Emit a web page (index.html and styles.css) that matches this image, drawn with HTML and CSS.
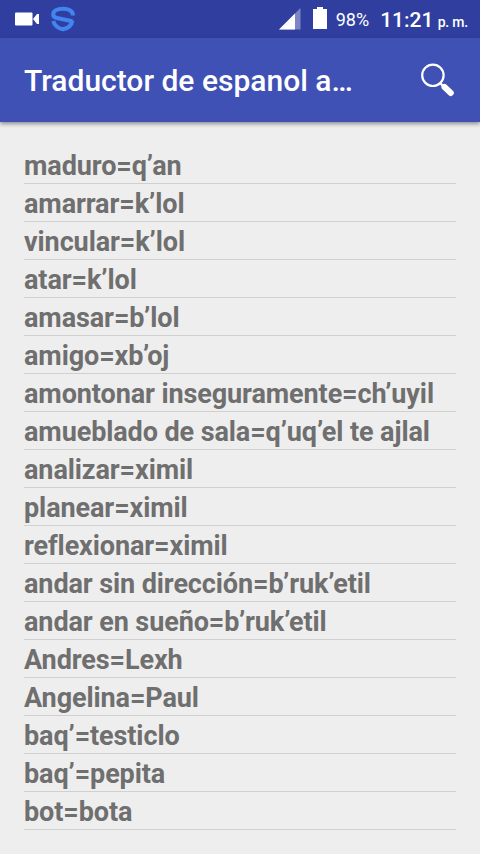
FILE: index.html
```
<!DOCTYPE html>
<html lang="es">
<head>
    <meta charset="UTF-8">
    <meta name="viewport" content="width=device-width, initial-scale=1.0">
    <title>Traductor de espanol</title>
    <link rel="stylesheet" href="styles.css">
</head>
<body>
    <div class="status-bar">
        <svg class="camera" width="25" height="14" viewBox="0 0 25 14">
            <rect x="0" y="0.5" width="17.5" height="13" rx="1" fill="#fff"/>
            <path d="M18 7 L22 2 H24 V12 H22 Z" fill="#fff"/>
        </svg>
        <svg class="shield" width="26" height="26" viewBox="0 0 26 26">
            <path d="M23 9.500 C23 5 19 2.800 13 2.800 C7 2.800 3.200 5 3.200 8.500 C3.200 11 5.500 11.800 8 12.300 L22.500 15.200" fill="none" stroke="#4285f0" stroke-width="4"/>
            <path d="M3.200 15 C4.500 19.500 8 22.300 13 23.200 C18 22.300 21.500 19.500 22.500 14.500" fill="none" stroke="#4285f0" stroke-width="4"/>
        </svg>
        <svg class="signal" width="22" height="22" viewBox="0 0 22 22">
            <path d="M0 21.500 L21.500 0 V21.500 Z" fill="#7d86c4"/>
            <path d="M0 21.500 L16 5.500 V21.500 Z" fill="#fff"/>
        </svg>
        <svg class="battery" width="14" height="22" viewBox="0 0 14 22">
            <path d="M4 0 H10 V2 H14 V22 H0 V2 H4 Z" fill="#fff"/>
        </svg>
        <span class="percent">98%</span>
        <span class="clock">11:21 <small>p. m.</small></span>
    </div>

    <header>
        <h1>Traductor de espanol a…</h1>
        <svg class="search" width="36" height="36" viewBox="0 0 36 36">
            <circle cx="12.900" cy="13.300" r="10.700" fill="none" stroke="#fff" stroke-width="2.200"/>
            <path d="M19.600 20.500 L24 25" stroke="#fff" stroke-width="2.500"/>
            <path d="M24.500 25 L30.800 31" stroke="#fff" stroke-width="6" stroke-linecap="round"/>
        </svg>
    </header>

    <main>
        <ul class="words">
            <li>maduro=q’an</li>
            <li>amarrar=k’lol</li>
            <li>vincular=k’lol</li>
            <li>atar=k’lol</li>
            <li>amasar=b’lol</li>
            <li>amigo=xb’oj</li>
            <li>amontonar inseguramente=ch’uyil</li>
            <li>amueblado de sala=q’uq’el te ajlal</li>
            <li>analizar=ximil</li>
            <li>planear=ximil</li>
            <li>reflexionar=ximil</li>
            <li>andar sin dirección=b’ruk’etil</li>
            <li>andar en sueño=b’ruk’etil</li>
            <li>Andres=Lexh</li>
            <li>Angelina=Paul</li>
            <li>baq’=testiclo</li>
            <li>baq’=pepita</li>
            <li>bot=bota</li>
        </ul>
    </main>
</body>
</html>
```
FILE: styles.css
```
body {
    font-family: Roboto, sans-serif;
    margin: 0;
    padding: 0;
    height: 854px;
    overflow: hidden;
    background-color: #eeeeee;
}

.status-bar {
    display: flex;
    align-items: center;
    box-sizing: border-box;
    height: 38px;
    padding: 0 12px 0 15px;
    background-color: #303f9f;
    color: #fff;
    white-space: nowrap;
}

.shield {
    margin-left: 10px;
}

.signal {
    margin-left: auto;
    margin-right: 12px;
}

.battery {
    margin-right: 9px;
    margin-bottom: 2px;
}

.percent {
    font-size: 18px;
    margin-right: 11px;
}

.clock {
    font-size: 21px;
    font-weight: 500;
    margin-top: 2px;
}

.clock small {
    font-size: 14px;
    margin-left: -1px;
    letter-spacing: -0.2px;
}

header {
    display: flex;
    align-items: center;
    justify-content: space-between;
    box-sizing: border-box;
    position: relative;
    height: 84px;
    padding: 0 24px;
    background-color: #3f51b5;
    box-shadow: 0 2px 4px rgba(0, 0, 0, 0.4);
}

h1 {
    margin: 0;
    color: #fff;
    font-size: 30px;
    font-weight: 500;
}

main {
    padding: 24px;
}

.words {
    list-style-type: none;
    margin: 0;
    padding: 0;
}

.words li {
    box-sizing: border-box;
    height: 38px;
    padding-top: 2px;
    border-bottom: 1px solid #d0d0d0;
    color: #6f6f6f;
    font-size: 27px;
    font-weight: 700;
    letter-spacing: -0.1px;
    line-height: 36px;
    white-space: nowrap;
}
```
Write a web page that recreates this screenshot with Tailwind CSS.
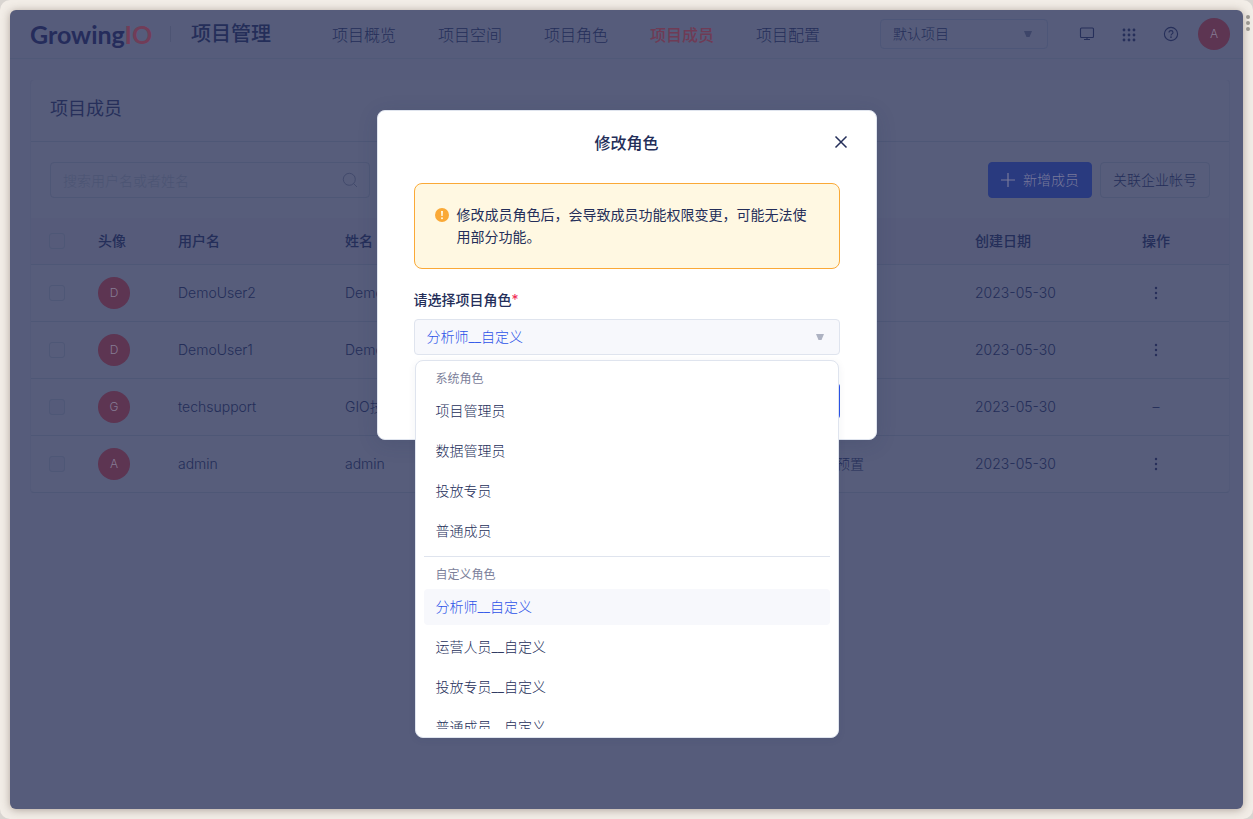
<!DOCTYPE html>
<html lang="zh-CN">
<head>
<meta charset="utf-8">
<meta name="viewport" content="width=device-width, initial-scale=1">
<title>项目成员</title>
<script src="https://cdn.jsdelivr.net/npm/@tailwindcss/browser@4"></script>
</head>
<body class="bg-[#d9d5d1] font-['Inter','Noto_Sans_CJK_SC',sans-serif] text-sm text-[#242e59]">
<div class="flex min-h-screen rounded-[10px] bg-[#f2ede7] p-[10px]">
  <div class="relative min-w-0 flex-1 overflow-hidden rounded-md bg-[#565c7b] shadow-[0_1px_8px_rgba(90,70,60,0.45)]">

    <header class="flex h-[49px] items-center border-b border-[#505978] pr-[13px] pl-5">
      <a href="#" class="w-[121px] font-['Lato',sans-serif] text-[25px] leading-7 font-bold whitespace-nowrap text-[#252c5b]">Growing<span class="text-[#713d58]">IO</span></a>
      <span class="ml-[19px] h-4 w-px bg-[#4d5473]"></span>
      <h1 class="ml-5 text-xl leading-7 font-medium">项目管理</h1>
      <nav class="ml-[61px] flex gap-[42px] pt-0.5 text-base leading-6 font-light">
        <a href="#">项目概览</a>
        <a href="#">项目空间</a>
        <a href="#">项目角色</a>
        <a href="#" class="font-medium text-[#6f3b55]">项目成员</a>
        <a href="#">项目配置</a>
      </nav>
      <div class="ml-auto flex items-center">
        <div class="relative">
          <select aria-label="项目" class="h-[30px] w-[168px] appearance-none rounded border border-[#4d5678] bg-transparent px-3 text-sm leading-5 font-light"><option>默认项目</option></select>
          <svg class="pointer-events-none absolute top-3 right-4 h-2 w-2" viewBox="0 0 8 8" fill="#3d4569"><path d="M0 0h8L5.500 6h-3z"/></svg>
        </div>
        <button aria-label="大屏" class="ml-[31px]"><svg class="block h-4 w-4" viewBox="0 0 16 16" fill="none" stroke="#262f5a" stroke-width="1.100"><rect x="1.500" y="2" width="13" height="9.500" rx="1"/><path d="M8 11.500v2M5 13.500h6"/></svg></button>
        <button aria-label="应用" class="ml-[26px]"><svg class="block h-4 w-4" viewBox="0 0 16 16" fill="#262f5a"><circle cx="3" cy="4" r="1.400"/><circle cx="8" cy="4" r="1.400"/><circle cx="13" cy="4" r="1.400"/><circle cx="3" cy="9" r="1.400"/><circle cx="8" cy="9" r="1.400"/><circle cx="13" cy="9" r="1.400"/><circle cx="3" cy="14" r="1.400"/><circle cx="8" cy="14" r="1.400"/><circle cx="13" cy="14" r="1.400"/></svg></button>
        <button aria-label="帮助" class="ml-[26px]"><svg class="block h-4 w-4" viewBox="0 0 16 16" fill="none" stroke="#262f5a" stroke-width="1.100"><circle cx="8" cy="8" r="6.600"/><path d="M6 6.600c0-1.300.9-2 2-2s2 .7 2 1.800c0 1.400-2 1.500-2 3"/><circle cx="8" cy="11.200" r=".3"/></svg></button>
        <button class="ml-[19px] h-8 w-8 rounded-full bg-[#5d3552] text-xs font-light text-[#857b94]">A</button>
      </div>
    </header>

    <main class="pt-[21px] pr-[13px] pl-5">
      <section class="rounded border border-t-0 border-[#535a79] border-b-[#4e5776] bg-[#575d7b]">
        <div class="flex h-[62px] items-center border-b border-[#4e5776] px-[19px] pb-1">
          <h2 class="text-lg leading-7 text-[#262f5a]">项目成员</h2>
        </div>
        <div class="flex h-[76px] items-center px-[19px]">
          <div class="relative">
            <input type="text" aria-label="搜索" placeholder="搜索用户名或者姓名" class="h-9 w-80 rounded border border-[#4e5776] bg-transparent px-3 font-light placeholder:text-[#4b5473]">
            <svg class="absolute top-2.5 right-3 h-4 w-4" viewBox="0 0 16 16" fill="none" stroke="#424a6c"><circle cx="7.300" cy="7.300" r="6"/><path d="m11.600 11.600 3.400 3.400"/></svg>
          </div>
          <button class="ml-auto flex h-9 items-center gap-2 rounded border border-[#293a7f] bg-[#293a7f] px-3 font-light text-[#78799a]">
            <svg class="h-3.5 w-3.5" viewBox="0 0 14 14" fill="none" stroke="currentColor" stroke-width="1.200"><path d="M7 0v14M0 7h14"/></svg>新增成员
          </button>
          <button class="ml-2 h-9 rounded border border-[#4e5776] px-3 font-light">关联企业帐号</button>
        </div>
        <table class="w-full table-fixed text-left font-light">
          <colgroup><col class="w-[51px]"><col class="w-20"><col class="w-[167px]"><col class="w-[167px]"><col><col class="w-[167px]"><col class="w-[167px]"><col class="w-[103px]"></colgroup>
          <thead class="bg-[#565b7a]">
            <tr class="h-[46px] border-b border-[#4e5776]">
              <th><input type="checkbox" aria-label="全选" class="mx-auto block h-4 w-4 appearance-none rounded-[3px] border border-[#4e5776]"></th>
              <th class="px-4 font-medium">头像</th><th class="px-4 font-medium">用户名</th><th class="px-4 font-medium">姓名</th><th></th><th></th><th class="px-4 font-medium">创建日期</th><th class="px-4 font-medium">操作</th>
            </tr>
          </thead>
          <tbody>
            <tr class="h-[57px] border-b border-[#4e5776]">
              <td><input type="checkbox" aria-label="选择 DemoUser2" class="mx-auto block h-4 w-4 appearance-none rounded-[3px] border border-[#4e5776]"></td>
              <td class="px-4"><span class="flex h-8 w-8 items-center justify-center rounded-full bg-[#5d3552] text-xs text-[#857b94]">D</span></td>
              <td class="px-4">DemoUser2</td><td class="px-4">DemoUser2</td><td></td><td></td><td class="px-4">2023-05-30</td>
              <td class="px-4"><button aria-label="更多" class="flex w-7 justify-center"><svg class="h-4 w-4" viewBox="0 0 16 16" fill="#262f5a"><circle cx="8" cy="3" r="1.200"/><circle cx="8" cy="8" r="1.200"/><circle cx="8" cy="13" r="1.200"/></svg></button></td>
            </tr>
            <tr class="h-[57px] border-b border-[#4e5776]">
              <td><input type="checkbox" aria-label="选择 DemoUser1" class="mx-auto block h-4 w-4 appearance-none rounded-[3px] border border-[#4e5776]"></td>
              <td class="px-4"><span class="flex h-8 w-8 items-center justify-center rounded-full bg-[#5d3552] text-xs text-[#857b94]">D</span></td>
              <td class="px-4">DemoUser1</td><td class="px-4">DemoUser1</td><td></td><td></td><td class="px-4">2023-05-30</td>
              <td class="px-4"><button aria-label="更多" class="flex w-7 justify-center"><svg class="h-4 w-4" viewBox="0 0 16 16" fill="#262f5a"><circle cx="8" cy="3" r="1.200"/><circle cx="8" cy="8" r="1.200"/><circle cx="8" cy="13" r="1.200"/></svg></button></td>
            </tr>
            <tr class="h-[57px] border-b border-[#4e5776]">
              <td><input type="checkbox" disabled aria-label="选择 techsupport" class="mx-auto block h-4 w-4 appearance-none rounded-[3px] border border-[#4e5776] bg-[#555b7a]"></td>
              <td class="px-4"><span class="flex h-8 w-8 items-center justify-center rounded-full bg-[#5d3552] text-xs text-[#857b94]">G</span></td>
              <td class="px-4">techsupport</td><td class="px-4">GIO技术</td><td></td><td></td><td class="px-4">2023-05-30</td>
              <td class="px-4"><span class="block w-7 text-center">–</span></td>
            </tr>
            <tr class="h-[57px]">
              <td><input type="checkbox" disabled aria-label="选择 admin" class="mx-auto block h-4 w-4 appearance-none rounded-[3px] border border-[#4e5776] bg-[#555b7a]"></td>
              <td class="px-4"><span class="flex h-8 w-8 items-center justify-center rounded-full bg-[#5d3552] text-xs text-[#857b94]">A</span></td>
              <td class="px-4">admin</td><td class="px-4">admin</td><td></td><td class="px-4">系统预置</td><td class="px-4">2023-05-30</td>
              <td class="px-4"><button aria-label="更多" class="flex w-7 justify-center"><svg class="h-4 w-4" viewBox="0 0 16 16" fill="#262f5a"><circle cx="8" cy="3" r="1.200"/><circle cx="8" cy="8" r="1.200"/><circle cx="8" cy="13" r="1.200"/></svg></button></td>
            </tr>
          </tbody>
        </table>
      </section>
    </main>

    <div class="absolute inset-0 flex items-start justify-center pt-[100px]">
      <div role="dialog" aria-labelledby="dialog-title" class="w-[500px] rounded-lg border border-[#dfe4ee] bg-white px-9 pt-5 pb-5 shadow-[0_4px_20px_rgba(36,46,89,0.15)]">
        <div class="relative flex h-6 items-center justify-center">
          <h2 id="dialog-title" class="text-base leading-6 font-medium">修改角色</h2>
          <button aria-label="关闭" class="absolute top-1 -right-2"><svg class="block h-3.5 w-3.5" viewBox="0 0 14 14" fill="none" stroke="#242e59" stroke-width="1.500"><path d="m1.500 1.500 11 11M12.500 1.500l-11 11"/></svg></button>
        </div>
        <div class="mt-7 flex gap-2 rounded-lg border border-[#faa937] bg-[#fff8e2] p-5">
          <svg class="mt-1 h-3.5 w-3.5 shrink-0" viewBox="0 0 14 14"><circle cx="7" cy="7" r="7" fill="#faa937"/><path d="M6 3h2l-.3 5H6.300z" fill="#fff8e2"/><circle cx="7" cy="10.200" r="1" fill="#fff8e2"/></svg>
          <p class="w-[350px] leading-[22px]">修改成员角色后，会导致成员功能权限变更，可能无法使用部分功能。</p>
        </div>
        <label for="role" class="mt-5 block leading-[22px] font-medium">请选择项目角色<span class="font-normal text-[#f0264f]">*</span></label>
        <div class="relative mt-2">
          <select id="role" class="block h-9 w-full appearance-none rounded border border-[#dfe4ee] bg-[#f7f8fc] px-3 text-sm font-light text-[#2c53e8]"><option>分析师__自定义</option></select>
          <svg class="pointer-events-none absolute top-3.5 right-4 h-2 w-2" viewBox="0 0 8 8" fill="#adb2c2"><path d="M0 1h8L5.500 7h-3z"/></svg>
          <div class="absolute inset-x-px top-[41px] rounded-lg border border-[#dfe4ee] bg-white p-2 shadow-[0_2px_8px_rgba(36,46,89,0.06)]">
            <ul role="listbox" aria-label="项目角色" class="flex h-[360px] flex-col gap-1 overflow-hidden font-light">
              <li role="presentation" class="shrink-0 px-3 text-xs leading-5 font-normal text-[#7c819b]">系统角色</li>
              <li role="option" class="shrink-0 rounded px-3 leading-9">项目管理员</li>
              <li role="option" class="shrink-0 rounded px-3 leading-9">数据管理员</li>
              <li role="option" class="shrink-0 rounded px-3 leading-9">投放专员</li>
              <li role="option" class="shrink-0 rounded px-3 leading-9">普通成员</li>
              <li role="separator" class="mt-[3px] mb-1 h-px shrink-0 bg-[#dfe4ee]"></li>
              <li role="presentation" class="shrink-0 px-3 text-xs leading-5 font-normal text-[#7c819b]">自定义角色</li>
              <li role="option" aria-selected="true" class="shrink-0 rounded bg-[#f7f8fc] px-3 leading-9 text-[#2c53e8]">分析师__自定义</li>
              <li role="option" class="shrink-0 rounded px-3 leading-9">运营人员__自定义</li>
              <li role="option" class="shrink-0 rounded px-3 leading-9">投放专员__自定义</li>
              <li role="option" class="shrink-0 rounded px-3 leading-9">普通成员__自定义</li>
            </ul>
          </div>
        </div>
        <div class="mt-7 flex justify-end">
          <button aria-label="确定" class="h-9 w-16 rounded bg-[#2c53e8]"></button>
        </div>
      </div>
    </div>
  </div>
  <div class="absolute top-[15px] right-[3px] flex flex-col gap-0.5"><i class="h-1 w-1 rounded-full bg-[#99958f]"></i><i class="h-1 w-1 rounded-full bg-[#99958f]"></i><i class="h-1 w-1 rounded-full bg-[#99958f]"></i></div>
</div>
</body>
</html>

Directions for this task –
Up in the listing, locate the line with "Write a web"; print it and every line after it down to the line with "min-w-0 flex-1 overflow-hidden", which is included too. Skip the pictures.

Exercise solution –
Write a web page that recreates this screenshot with Tailwind CSS.
<!DOCTYPE html>
<html lang="zh-CN">
<head>
<meta charset="utf-8">
<meta name="viewport" content="width=device-width, initial-scale=1">
<title>项目成员</title>
<script src="https://cdn.jsdelivr.net/npm/@tailwindcss/browser@4"></script>
</head>
<body class="bg-[#d9d5d1] font-['Inter','Noto_Sans_CJK_SC',sans-serif] text-sm text-[#242e59]">
<div class="flex min-h-screen rounded-[10px] bg-[#f2ede7] p-[10px]">
  <div class="relative min-w-0 flex-1 overflow-hidden rounded-md bg-[#565c7b] shadow-[0_1px_8px_rgba(90,70,60,0.45)]">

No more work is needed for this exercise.